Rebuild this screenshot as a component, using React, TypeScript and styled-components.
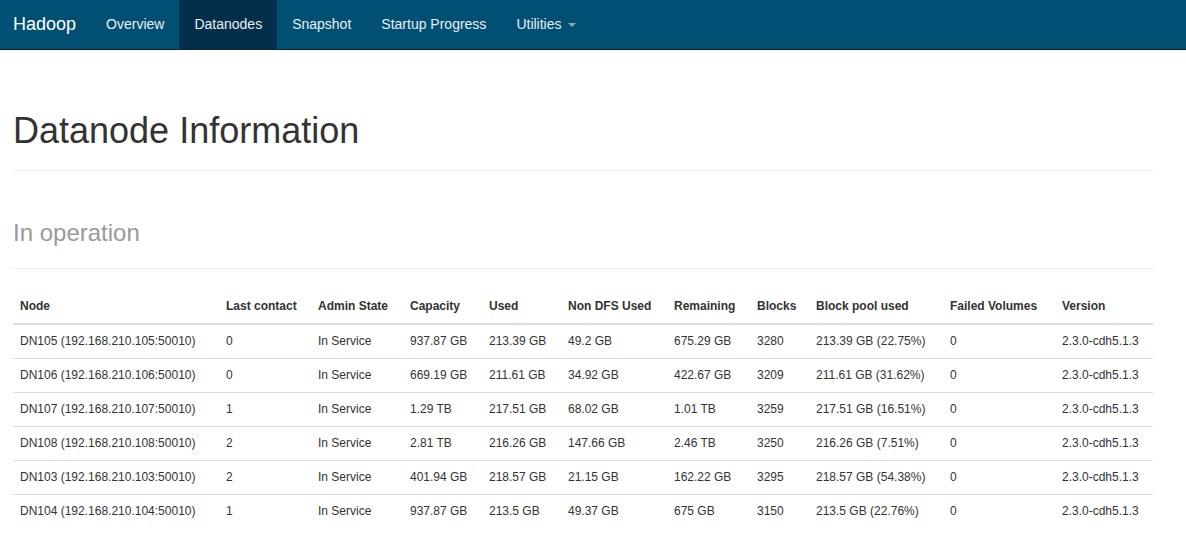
import React from 'react';
import styled, { createGlobalStyle } from 'styled-components';

const GlobalStyle = createGlobalStyle`
  html, body {
    margin: 0;
    padding: 0;
    background: #fff;
  }
  body {
    font-family: "Liberation Sans", Arial, Helvetica, sans-serif;
    font-size: 14px;
    line-height: 1.42857;
    color: #333;
  }
`;

const Navbar = styled.nav`
  height: 49px;
  background: #014f73;
  border-bottom: 1px solid #0b2232;
  display: flex;
  align-items: stretch;
`;

const Brand = styled.a`
  display: flex;
  align-items: center;
  padding: 0 15px 0 13px;
  font-size: 18px;
  color: #fff;
  text-decoration: none;
`;

const NavList = styled.ul`
  display: flex;
  list-style: none;
  margin: 0;
  padding: 0;
`;

const NavItem = styled.li<{ $active?: boolean }>`
  display: flex;
  align-items: center;
  padding: 0 15px;
  color: #e8eef2;
  background: ${p => (p.$active ? '#032f4a' : 'transparent')};
  font-size: 14px;
  cursor: pointer;
`;

const Caret = styled.span`
  display: inline-block;
  width: 0;
  height: 0;
  margin-left: 6px;
  border-top: 4px solid #8aa4b4;
  border-left: 4px solid transparent;
  border-right: 4px solid transparent;
  vertical-align: middle;
`;

const Container = styled.main`
  padding: 0 33px 0 13px;
`;

const PageHeader = styled.div`
  margin: 61px 0 0;
  padding-bottom: 19px;
  border-bottom: 1px solid #eee;
`;

const Title = styled.h1`
  margin: 0;
  font-size: 36px;
  font-weight: 400;
  line-height: 40px;
  color: #333;
`;

const SubHeader = styled.div`
  margin: 47px 0 0;
  padding-bottom: 20px;
  border-bottom: 1px solid #eee;
`;

const Subtitle = styled.h2`
  margin: 0;
  font-size: 24px;
  font-weight: 400;
  line-height: 30px;
  color: #999;
`;

const Table = styled.table`
  width: 100%;
  margin-top: 20px;
  border-collapse: collapse;
  table-layout: fixed;
  font-size: 12px;
`;

const Th = styled.th`
  text-align: left;
  font-weight: 700;
  padding: 8px 7px;
  line-height: 18px;
  border-bottom: 2px solid #ddd;
  color: #333;
  white-space: nowrap;
`;

const Td = styled.td`
  padding: 8px 7px;
  line-height: 17px;
  border-top: 1px solid #ddd;
  color: #333;
  white-space: nowrap;
`;

const columns: [string, number][] = [
  ['Node', 206],
  ['Last contact', 92],
  ['Admin State', 92],
  ['Capacity', 79],
  ['Used', 79],
  ['Non DFS Used', 106],
  ['Remaining', 83],
  ['Blocks', 59],
  ['Block pool used', 134],
  ['Failed Volumes', 112],
  ['Version', 98],
];

const rows = [
  ['DN105 (192.168.210.105:50010)', '0', 'In Service', '937.87 GB', '213.39 GB', '49.2 GB', '675.29 GB', '3280', '213.39 GB (22.75%)', '0', '2.3.0-cdh5.1.3'],
  ['DN106 (192.168.210.106:50010)', '0', 'In Service', '669.19 GB', '211.61 GB', '34.92 GB', '422.67 GB', '3209', '211.61 GB (31.62%)', '0', '2.3.0-cdh5.1.3'],
  ['DN107 (192.168.210.107:50010)', '1', 'In Service', '1.29 TB', '217.51 GB', '68.02 GB', '1.01 TB', '3259', '217.51 GB (16.51%)', '0', '2.3.0-cdh5.1.3'],
  ['DN108 (192.168.210.108:50010)', '2', 'In Service', '2.81 TB', '216.26 GB', '147.66 GB', '2.46 TB', '3250', '216.26 GB (7.51%)', '0', '2.3.0-cdh5.1.3'],
  ['DN103 (192.168.210.103:50010)', '2', 'In Service', '401.94 GB', '218.57 GB', '21.15 GB', '162.22 GB', '3295', '218.57 GB (54.38%)', '0', '2.3.0-cdh5.1.3'],
  ['DN104 (192.168.210.104:50010)', '1', 'In Service', '937.87 GB', '213.5 GB', '49.37 GB', '675 GB', '3150', '213.5 GB (22.76%)', '0', '2.3.0-cdh5.1.3'],
];

const navItems = ['Overview', 'Datanodes', 'Snapshot', 'Startup Progress'];

const App: React.FC = () => {
  return (
    <>
      <GlobalStyle />
      <Navbar>
        <Brand>Hadoop</Brand>
        <NavList>
          {navItems.map(item => (
            <NavItem key={item} $active={item === 'Datanodes'}>
              {item}
            </NavItem>
          ))}
          <NavItem>
            Utilities
            <Caret />
          </NavItem>
        </NavList>
      </Navbar>
      <Container>
        <PageHeader>
          <Title>Datanode Information</Title>
        </PageHeader>
        <SubHeader>
          <Subtitle>In operation</Subtitle>
        </SubHeader>
        <Table>
          <colgroup>
            {columns.map(([name, w]) => (
              <col key={name} style={{ width: w }} />
            ))}
          </colgroup>
          <thead>
            <tr>
              {columns.map(([name]) => (
                <Th key={name}>{name}</Th>
              ))}
            </tr>
          </thead>
          <tbody>
            {rows.map(row => (
              <tr key={row[0]}>
                {row.map((cell, i) => (
                  <Td key={i}>{cell}</Td>
                ))}
              </tr>
            ))}
          </tbody>
        </Table>
      </Container>
    </>
  );
};

export default App;
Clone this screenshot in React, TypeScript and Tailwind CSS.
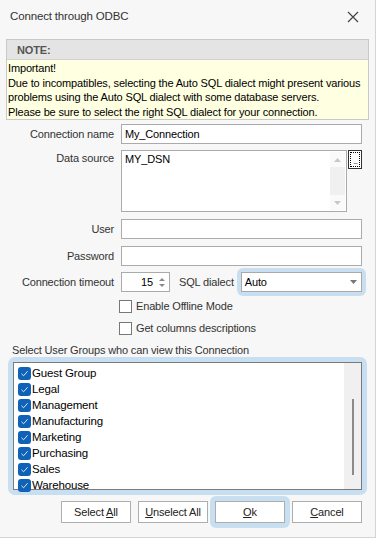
import React from "react";

const groups = ["Guest Group", "Legal", "Management", "Manufacturing", "Marketing", "Purchasing", "Sales", "Warehouse"];

function Check() {
  return (
    <span className="w-[13px] h-[13px] rounded-[3px] bg-[#0f62b6] flex items-center justify-center shrink-0">
      <svg width="9" height="9" viewBox="0 0 9 9">
        <path d="M1.5 4.8 L3.6 6.8 L7.6 2.2" fill="none" stroke="#d7e6f5" strokeWidth="1" />
      </svg>
    </span>
  );
}

function Label({ children }: { children: React.ReactNode }) {
  return <div className="w-[114px] shrink-0 text-right text-[#333]">{children}</div>;
}

export default function App() {
  return (
    <div
      className="w-[376px] h-[538px] bg-[#f7f7f7] border-r border-b border-[#d4d4d4] text-[11px] leading-[16px] tracking-[-0.15px] text-[#222] overflow-hidden"
      style={{ fontFamily: '"Liberation Sans", Arial, sans-serif' }}
    >
      {/* title bar */}
      <div className="h-[39px] flex items-start justify-between pl-[10px] pr-[16px] pt-[8px] text-[11.5px]">
        <span className="text-[#333]">Connect through ODBC</span>
        <svg width="12" height="12" viewBox="0 0 12 12" className="mt-[3px]">
          <path d="M1 1 L11 11 M11 1 L1 11" stroke="#444" strokeWidth="1.2" />
        </svg>
      </div>

      {/* note */}
      <div className="mx-[6px] border border-[#c9c9c9]">
        <div className="h-[20px] bg-[#e4e4e4] border-b border-[#d0d0d0] pl-[10px] flex items-center font-bold text-[#555]">
          NOTE:
        </div>
        <div className="bg-[#ffffe1] px-[1px] pt-[1px] pb-0 leading-[14.5px] text-black whitespace-nowrap">
          <div>Important!</div>
          <div>Due to incompatibles, selecting the Auto SQL dialect might present various</div>
          <div>problems using the Auto SQL dialect with some database servers.</div>
          <div>Please be sure to select the right SQL dialect for your connection.</div>
        </div>
      </div>

      {/* form */}
      <div className="pr-[13px] pt-[4px]">
        <div className="flex items-center gap-[7px] h-[20px]">
          <Label>Connection name</Label>
          <div className="flex-1 h-[20px] bg-white border border-[#ababab] px-[3px] flex items-center text-black">My_Connection</div>
        </div>

        <div className="flex items-start gap-[7px] mt-[6px]">
          <Label>Data source</Label>
          <div className="w-[228px] h-[62px] bg-white border border-[#ababab] flex">
            <div className="flex-1 px-[3px] text-black">MY_DSN</div>
            <div className="w-[15px] my-[1px] mr-[1px] bg-[#f0f0f0] flex flex-col justify-between">
              <div className="h-[15px] bg-[#fafafa] flex items-center justify-center">
                <svg width="7" height="4" viewBox="0 0 7 4"><path d="M0 4 L3.5 0 L7 4 Z" fill="#c8c8c8" /></svg>
              </div>
              <div className="h-[15px] bg-[#fafafa] flex items-center justify-center">
                <svg width="7" height="4" viewBox="0 0 7 4"><path d="M0 0 L3.5 4 L7 0 Z" fill="#c8c8c8" /></svg>
              </div>
            </div>
          </div>
          <div className="w-[14px] h-[19px] border border-[#333] bg-white p-[1px] -ml-[6px]">
            <div className="w-full h-full border border-dotted border-black flex items-end justify-center text-[8px] leading-[9px] tracking-[-1px]">
              ...
            </div>
          </div>
        </div>

        <div className="flex items-center gap-[7px] mt-[7px]">
          <Label>User</Label>
          <div className="flex-1 h-[20px] bg-white border border-[#ababab]" />
        </div>

        <div className="flex items-center gap-[7px] mt-[7px]">
          <Label>Password</Label>
          <div className="flex-1 h-[20px] bg-white border border-[#ababab]" />
        </div>

        <div className="flex items-center gap-[7px] mt-[6px] h-[20px]">
          <Label>Connection timeout</Label>
          <div className="w-[49px] shrink-0 h-[20px] bg-white border border-[#ababab] flex items-center text-black">
            <span className="flex-1 text-right pr-[4px]">15</span>
            <div className="w-[12px] flex flex-col items-center gap-[3px] pr-[3px]">
              <svg width="6" height="3" viewBox="0 0 6 3"><path d="M0 3 L3 0 L6 3 Z" fill="#8a8a8a" /></svg>
              <svg width="6" height="3" viewBox="0 0 6 3"><path d="M0 0 L3 3 L6 0 Z" fill="#8a8a8a" /></svg>
            </div>
          </div>
          <span className="ml-[2px] text-[#333] whitespace-nowrap">SQL dialect</span>
          <div className="flex-1 relative">
            <div className="absolute -inset-[4px] rounded-[6px] bg-[#c8dff1]" />
            <div className="relative h-[20px] bg-white border border-[#a9a9a9] flex items-center px-[3px] text-black">
              <span className="flex-1">Auto</span>
              <svg width="7" height="4" viewBox="0 0 7 4" className="mr-[1px]"><path d="M0 0 L3.5 4 L7 0 Z" fill="#777" /></svg>
            </div>
          </div>
        </div>

        <div className="flex items-center gap-[4px] mt-[6px] ml-[119px]">
          <span className="w-[13px] h-[13px] bg-white border border-[#777]" />
          <span className="text-[#333]">Enable Offline Mode</span>
        </div>
        <div className="flex items-center gap-[4px] mt-[6px] ml-[119px]">
          <span className="w-[13px] h-[13px] bg-white border border-[#777]" />
          <span className="text-[#333]">Get columns descriptions</span>
        </div>
      </div>

      {/* groups */}
      <div className="pl-[12px] mt-[6px] text-[#333]">Select User Groups who can view this Connection</div>
      <div className="mx-[8px] -mt-[1px] h-[138px] rounded-[7px] bg-[#c8dff1] p-[5px]">
        <div className="h-full bg-white border border-[#7a7a7a] flex">
          <div className="flex-1 pl-[4px] pt-[2px] flex flex-col">
            {groups.map((g) => (
              <div key={g} className="h-[16px] flex items-center gap-[1px] text-black text-[11.5px]">
                <Check />
                <span>{g}</span>
              </div>
            ))}
          </div>
          <div className="w-[17px] bg-[#f0f0f0] flex justify-center pt-[36px]">
            <div className="w-[2px] h-[76px] bg-[#8a8a8a]" />
          </div>
        </div>
      </div>

      {/* buttons */}
      <div className="flex justify-end gap-[7px] pr-[13px] mt-[6px]">
        <button className="w-[70px] h-[22px] bg-white border border-[#adadad] text-[#222]">
          Select <u>A</u>ll
        </button>
        <button className="w-[70px] h-[22px] bg-white border border-[#adadad] text-[#222]">
          <u>U</u>nselect All
        </button>
        <div className="relative w-[70px] h-[22px]">
          <div className="absolute -inset-[5px] rounded-[6px] bg-[#c8dff1]" />
          <button className="relative w-[70px] h-[22px] bg-white border border-[#adadad] text-[#222]">
            <u>O</u>k
          </button>
        </div>
        <button className="w-[70px] h-[22px] bg-white border border-[#adadad] text-[#222]">
          <u>C</u>ancel
        </button>
      </div>
    </div>
  );
}
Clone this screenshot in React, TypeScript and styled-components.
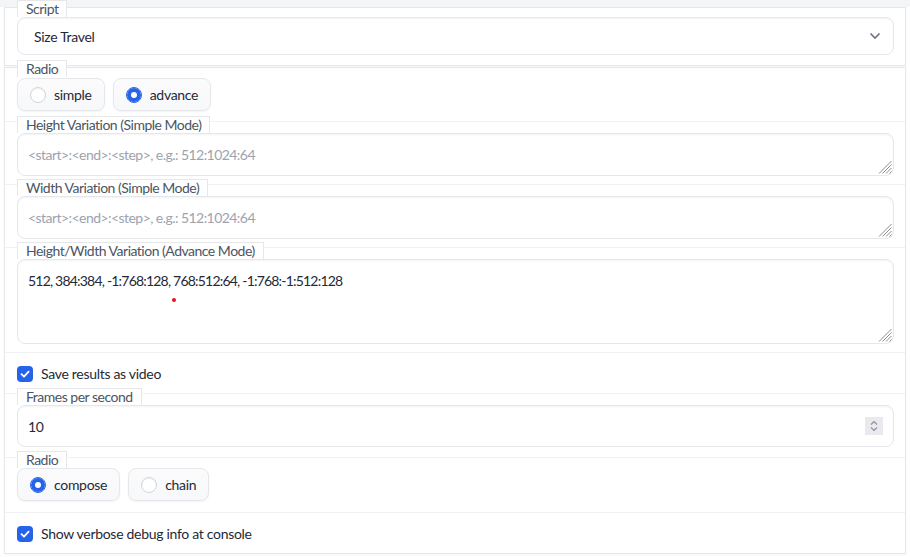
======
_What the exercise asks_
How many of the listing's lines contain "React"? Respond with a single number and nothing else.

_Exercise response_
7